Each week, Dr Kirstin Ferguson tackles questions on the workplace, career and leadership in her advice column “Got a Minute?” This week: unfair working hours, a resignation following allegations of harassment and unpaid superannuation from a celebrity employer.

My boss recently hired some new full-time staff. These staff members have been offered shorter working hours than the rest of us, and have the option of a shorter lunch break, so they can finish even earlier. Existing staff, like me, are still on our original contracted hours. I raised this with my boss, and he changed my hours, but didn’t extend the change to other existing employees, which I now feel uncomfortable about. Help?

In my most generous take, I think your boss seems fairly naive to think hiring new people on better conditions wouldn’t create a highly divisive culture with those who have been working, loyally, for your employer for a longer period of time.

I think you can thank your boss for making the change for you individually, but explain this is really a change in condition he needs to be prepared to make for your colleagues too.
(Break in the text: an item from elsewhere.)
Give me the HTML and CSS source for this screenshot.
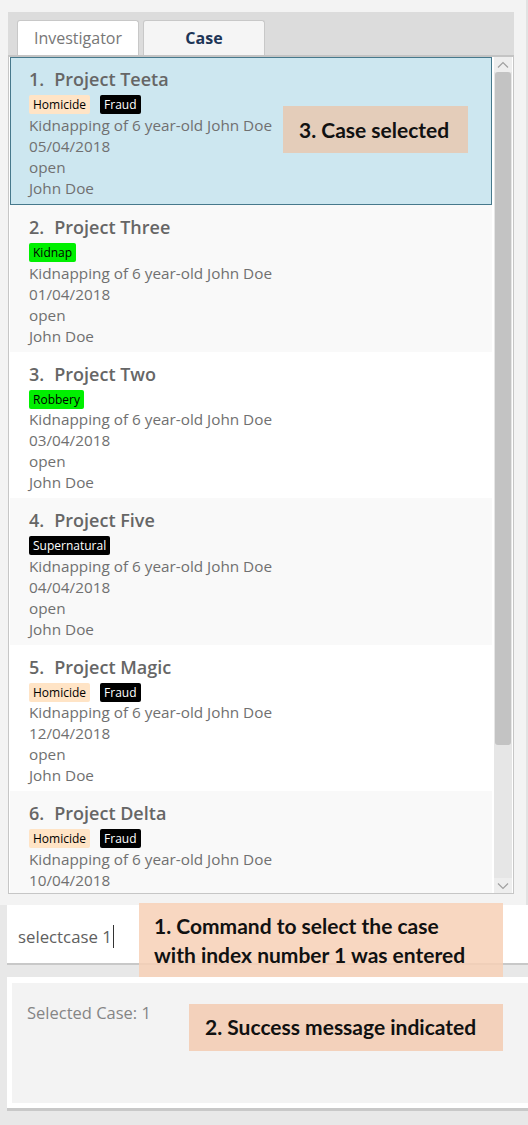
FILE: index.html
```html
<!DOCTYPE html>
<html>
<head>
<meta charset="utf-8">
<link rel="stylesheet" href="styles.css">
</head>
<body>
<div class="app">
  <div class="top">
    <div class="tabpane">
      <div class="tabheader">
        <div class="tab">Investigator</div>
        <div class="tab active">Case</div>
      </div>
      <div class="listframe">
        <div class="list">
          <div class="cell selected">
            <div class="title"><span class="idx">1.</span>Project Teeta</div>
            <div class="tags"><span class="tag homicide">Homicide</span><span class="tag fraud">Fraud</span></div>
            <div class="line">Kidnapping of 6 year-old John Doe</div>
            <div class="line">05/04/2018</div>
            <div class="line">open</div>
            <div class="line">John Doe</div>
          </div>
          <div class="cell alt">
            <div class="title"><span class="idx">2.</span>Project Three</div>
            <div class="tags"><span class="tag green">Kidnap</span></div>
            <div class="line">Kidnapping of 6 year-old John Doe</div>
            <div class="line">01/04/2018</div>
            <div class="line">open</div>
            <div class="line">John Doe</div>
          </div>
          <div class="cell">
            <div class="title"><span class="idx">3.</span>Project Two</div>
            <div class="tags"><span class="tag green">Robbery</span></div>
            <div class="line">Kidnapping of 6 year-old John Doe</div>
            <div class="line">03/04/2018</div>
            <div class="line">open</div>
            <div class="line">John Doe</div>
          </div>
          <div class="cell alt">
            <div class="title"><span class="idx">4.</span>Project Five</div>
            <div class="tags"><span class="tag fraud">Supernatural</span></div>
            <div class="line">Kidnapping of 6 year-old John Doe</div>
            <div class="line">04/04/2018</div>
            <div class="line">open</div>
            <div class="line">John Doe</div>
          </div>
          <div class="cell">
            <div class="title"><span class="idx">5.</span>Project Magic</div>
            <div class="tags"><span class="tag homicide">Homicide</span><span class="tag fraud">Fraud</span></div>
            <div class="line">Kidnapping of 6 year-old John Doe</div>
            <div class="line">12/04/2018</div>
            <div class="line">open</div>
            <div class="line">John Doe</div>
          </div>
          <div class="cell alt">
            <div class="title"><span class="idx">6.</span>Project Delta</div>
            <div class="tags"><span class="tag homicide">Homicide</span><span class="tag fraud">Fraud</span></div>
            <div class="line">Kidnapping of 6 year-old John Doe</div>
            <div class="line">10/04/2018</div>
          </div>
        </div>
        <div class="scrollbar">
          <div class="arrow">
            <svg width="12" height="8" viewBox="0 0 12 8"><path d="M1 6.5 L6 1.5 L11 6.5" fill="none" stroke="#a0a0a0" stroke-width="1.2"/></svg>
          </div>
          <div class="track"><div class="thumb"></div></div>
          <div class="arrow">
            <svg width="12" height="8" viewBox="0 0 12 8"><path d="M1 1.5 L6 6.5 L11 1.5" fill="none" stroke="#a0a0a0" stroke-width="1.2"/></svg>
          </div>
        </div>
      </div>
    </div>
  </div>
  <div class="bottom">
    <div class="command"><span class="cmdtext">selectcase 1</span><span class="caret"></span></div>
    <div class="result">
      <div class="resultinner">Selected Case: 1</div>
    </div>
  </div>
  <div class="note note3">3. Case selected</div>
  <div class="note note1">1. Command to select the case<br>with index number 1 was entered</div>
  <div class="note note2">2. Success message indicated</div>
</div>
</body>
</html>
```
FILE: styles.css
```css
* { box-sizing: border-box; }
html, body { margin: 0; padding: 0; }
body {
  width: 528px;
  height: 1125px;
  background: #f8f8f8;
  font-family: "Open Sans", "Noto Sans", sans-serif;
  overflow: hidden;
}
.app { position: relative; width: 528px; height: 1125px; }

.top {
  background: #f3f3f3;
  padding: 12px 14px 11px 8px;
  border-right: 2px solid #e2e2e2;
}
.tabpane { width: 506px; }
.tabheader {
  height: 45px;
  background: #dcdcdc;
  border-bottom: 2px solid #c4c4c4;
  display: flex;
  gap: 4px;
  padding: 8px 0 0 9px;
}
.tab {
  width: 122px;
  height: 35px;
  background: #ffffff;
  border: 1px solid #c8c8c8;
  border-bottom: none;
  border-radius: 3px 3px 0 0;
  font-size: 16px;
  color: #777777;
  display: flex;
  align-items: center;
  justify-content: center;
  padding-bottom: 1px;
}
.tab.active {
  background: #f5f5f5;
  color: #1d3557;
  font-weight: 700;
}

.listframe {
  height: 837px;
  border: 1px solid #c6c6c6;
  border-top: none;
  background: #ffffff;
  display: flex;
  padding: 0 1px 0 1px;
}
.list {
  width: 482px;
  height: 836px;
  overflow: hidden;
  margin-right: 2px;
}
.cell {
  height: 146.5px;
  padding: 10px 0 0 19px;
  background: #ffffff;
  color: #6e6e6e;
}
.cell.alt { background: #f9f9f9; }
.cell.selected {
  height: 148px;
  background: #cde7f0;
  border: 1px solid #47798c;
  padding: 9px 0 0 18px;
}
.title {
  font-size: 18px;
  font-weight: 600;
  line-height: 24px;
  color: #666666;
}
.idx { margin-right: 10px; }
.tags {
  height: 23.5px;
  padding-top: 4px;
  display: flex;
  gap: 10px;
}
.tag {
  height: 19px;
  line-height: 19px;
  padding: 0 4px;
  font-size: 12px;
  border-radius: 2px;
  color: #000000;
}
.tag.homicide { background: #ffe4c6; }
.tag.fraud { background: #000000; color: #ffffff; }
.tag.green { background: #00f000; }
.line {
  font-size: 15.3px;
  line-height: 21px;
  color: #707070;
}

.scrollbar {
  width: 18px;
  display: flex;
  flex-direction: column;
  background: #e6e6e6;
}
.arrow {
  height: 15px;
  display: flex;
  align-items: center;
  justify-content: center;
  background: #eeeeee;
}
.track { flex: 1; padding: 0 1px; }
.thumb {
  height: 673px;
  background: #c3c3c3;
  border-radius: 3px;
}

.bottom {
  background: #e8e8e8;
  padding: 0 0 7px 7px;
  height: 231px;
}
.command {
  height: 60px;
  background: #ffffff;
  border-bottom: 2px solid #c8c8c8;
  display: flex;
  align-items: center;
  padding: 4px 0 0 11px;
  font-size: 16.8px;
  font-weight: 400;
  color: #606060;
}
.caret {
  width: 1px;
  height: 23px;
  background: #333333;
  margin-left: 1px;
}
.result {
  margin-top: 12px;
  height: 134px;
  background: #ffffff;
  padding: 6px 0 5px 5px;
  border-bottom: 3px solid #c8c8c8;
}
.resultinner {
  height: 100%;
  background: #f3f3f3;
  padding: 18px 0 0 15px;
  font-size: 16.5px;
  font-weight: 400;
  color: #858585;
}

.note {
  position: absolute;
  font-family: Lato, "Liberation Sans", sans-serif;
  font-weight: 700;
  color: #111111;
  font-size: 21px;
}
.note3 {
  left: 283px; top: 106px; width: 185px; height: 47px;
  background: #e4cdba;
  padding: 0 0 0 16px;
  line-height: 47px;
}
.note1 {
  left: 139px; top: 903px; width: 364px; height: 74px;
  background: rgba(247, 208, 182, 0.85);
  padding: 8px 0 0 15px;
  line-height: 29px;
}
.note2 {
  left: 189px; top: 1004px; width: 314px; height: 47px;
  background: #f3d1bb;
  padding: 0 0 0 16px;
  line-height: 46px;
}
```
You may need to explain there is growing discontent among the rest of the workforce about what has become a case of “haves” and “have-nots”. I suspect he will need to either provide some internal communication seeking to justify how this can continue, or else find a solution so that everyone is treated equally. If you are represented by a union, you might also want to raise this with them to see what they recommend.

I was investigated for sexual harassment. The allegations were substantiated, but the investigation found that my behaviour did not amount to sexual harassment. Despite this, I was told my conduct still required improvement. I was required to complete training and was effectively banished from my team. In the end, I resigned. I wrote to my former employer and complained I wasn’t provided with the principles of natural justice or procedural fairness. They also didn’t provide me with “Miranda rights” during my interview, and I wasn’t informed about an appeal process. The response from the organisation was that there were no grounds to my grievances. What more can I do?

The key question for you to consider is: what do you want to achieve? It doesn’t sound like it would be possible to be reinstated to your old job (and you don’t seem to want that either) so what are you seeking? If your goal is to receive some kind of apology or acknowledgement about flaws in the investigation process, that seems unlikely. If you want to sue your former employer for forced resignation, sometimes referred to as constructive dismissal, the onus will be on you to show you did not resign voluntarily, which can be challenging.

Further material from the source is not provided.